An investment community that had been assiduous in its search for “the next Bre-X” didn’t have long

to wait for another. Golden Rule Resources (GNU-T) and partner Hixon Gold Resources (HXG-V) announced on May 15 that samples from their Stenpad gold project in Ghana might have been salted; a subsequent investigation by consulting firm Associated Mining Consultants confirmed that actual grades were much lower than reported by Golden Rule and Hixon. Shares of both companies had flirted with the $14 level, but the announcement provoked a price collapse.

It’s interesting to note that, in the aftermath, the Vancouver Stock Exchange (VSE) obliged Hixon to release large parts of the Associated Mining Consultants report, whereas the TSE made no such demand of Golden Rule.

The next to fall was Delgratia Mining, which had recently abandoned its VSE listing for the National Association of Securities Dealers Automated Quotation (NASDAQ) board in the U.S. It was no coincidence that the company surrendered its VSE listing, which would have subjected it to rules designed to prevent assaying scams. To wit, samples from the property, in the Nevada desert, southwest of Las Vegas, were being assayed by an unregistered lab in Arizona.

The company solemnly informed its shareholders that Josh had complex gold mineralization that had to be coaxed out of the desert sand by non-standard analytical techniques.
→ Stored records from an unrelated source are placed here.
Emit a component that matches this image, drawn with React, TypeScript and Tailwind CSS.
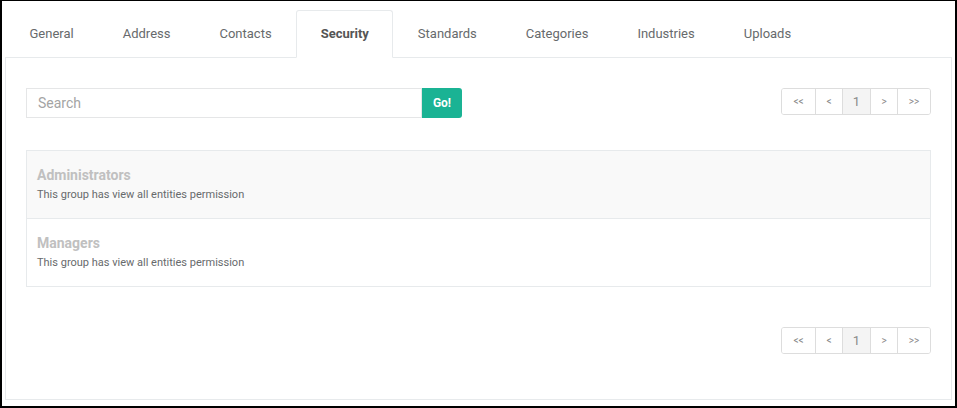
import React from 'react';

const tabs = ['General', 'Address', 'Contacts', 'Security', 'Standards', 'Categories', 'Industries', 'Uploads'];

const groups = [
  { name: 'Administrators', note: 'This group has view all entities permission' },
  { name: 'Managers', note: 'This group has view all entities permission' },
];

const Pager = () => {
  const items = [
    { label: '<<', w: 'w-[33px]', text: 'text-[10px]' },
    { label: '<', w: 'w-[27px]', text: 'text-[10px]' },
    { label: '1', w: 'w-[28px]', text: 'text-[13px]', active: true },
    { label: '>', w: 'w-[27px]', text: 'text-[10px]' },
    { label: '>>', w: 'w-[33px]', text: 'text-[10px]' },
  ];
  return (
    <div className="flex h-[27px] rounded-[3px] border border-[#dddddd] overflow-hidden">
      {items.map((it, i) => (
        <div
          key={i}
          className={`${it.w} ${it.text} flex items-center justify-center text-[#8a8a8a] ${
            i > 0 ? 'border-l border-[#dddddd]' : ''
          } ${it.active ? 'bg-[#f4f4f4]' : 'bg-white'}`}
        >
          {it.label}
        </div>
      ))}
    </div>
  );
};

const App = () => {
  return (
    <div
      className="w-[957px] h-[408px] bg-white border-black border-t border-l-2 border-r-2 border-b-2 flex flex-col pt-[9px] pl-[3px] pr-[3px] pb-[6px]"
      style={{ fontFamily: 'Roboto, "Liberation Sans", sans-serif' }}
    >
      <div className="flex h-[48px] -mb-px relative z-10">
        {tabs.map((t) => {
          const active = t === 'Security';
          return (
            <div
              key={t}
              className={`h-full flex items-center px-[23.5px] text-[13px] border rounded-t-[3px] ${
                active
                  ? 'border-[#e7eaec] border-b-white bg-white text-[#555555] font-bold'
                  : 'border-transparent text-[#676a6c]'
              }`}
            >
              {t}
            </div>
          );
        })}
      </div>
      <div className="flex-1 border border-[#e7eaec] px-[20px] pt-[30px] flex flex-col">
        <div className="flex justify-between items-start">
          <div className="flex w-[436px] h-[30px]">
            <div className="flex-1 border border-[#e5e6e7] flex items-center px-[11px] text-[14px] text-[#a4a4a4]">
              Search
            </div>
            <div className="w-[40px] bg-[#1ab394] rounded-r-[3px] flex items-center justify-center text-white text-[12px] font-bold">
              Go!
            </div>
          </div>
          <Pager />
        </div>
        <div className="mt-[32px] border border-[#e7eaec]">
          {groups.map((g, i) => (
            <div
              key={g.name}
              className={`flex flex-col justify-center px-[10px] ${
                i === 0 ? 'h-[68px] bg-[#f9f9f9] border-b border-[#e7eaec]' : 'h-[67px] bg-white'
              }`}
            >
              <div className="text-[14px] font-bold text-[#c0c0c0] leading-[17px]">{g.name}</div>
              <div className="text-[11px] text-[#676a6c] leading-[14px] mt-[4px]">{g.note}</div>
            </div>
          ))}
        </div>
        <div className="mt-[40px] flex justify-end">
          <Pager />
        </div>
      </div>
    </div>
  );
};

export default App;
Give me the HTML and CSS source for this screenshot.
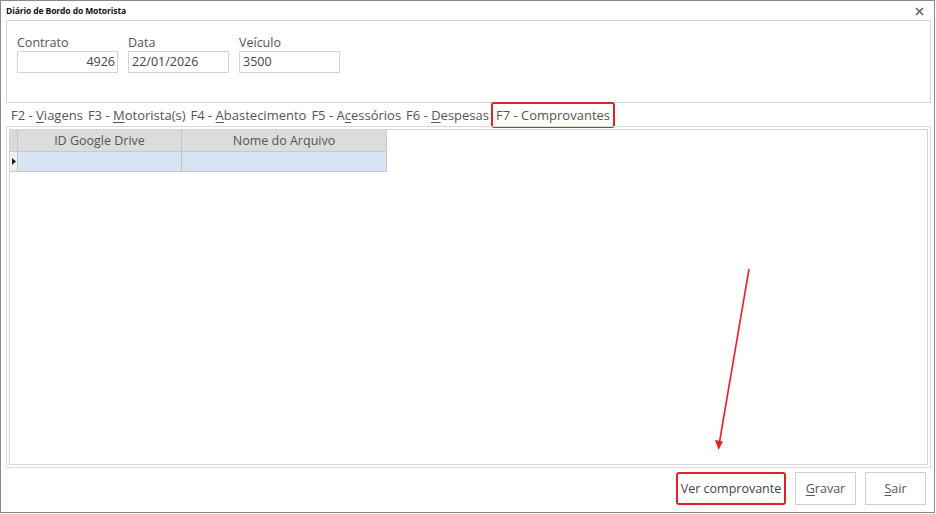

But the company claimed the property had plenty of the yellow metal, reporting uniform grades over long drill intervals.

Those who didn’t find that news a little difficult to swallow bid Delgratia’s stock past US$34. On May 19, however, Delgratia president Charles Ager dealt out the bad news: the company had been “the victim of data falsification.” Consulting engineers Morris Beattie and Brian Mountford, who had earlier verified — and then defended — results from the Josh property, changed their minds after being confronted by a newspaper reporter who learned that the company had been getting its analyses from unlicensed assayer and convicted felon Robert Harlan Gunnison.

Ager continued to maintain that Delgratia had been victimized; he argued that nasdaq should not delist the company’s shares simply because someone had pulled a fast one on management. Ager, however, lacked a corpse to pin the crime on.

Ager later resigned and, in December, Delgratia released a statement announcing, somewhat belatedly, that Josh “is not a property of merit.” It’s a year we might like to forget, but, if we’re smart, we’ll remember it forever.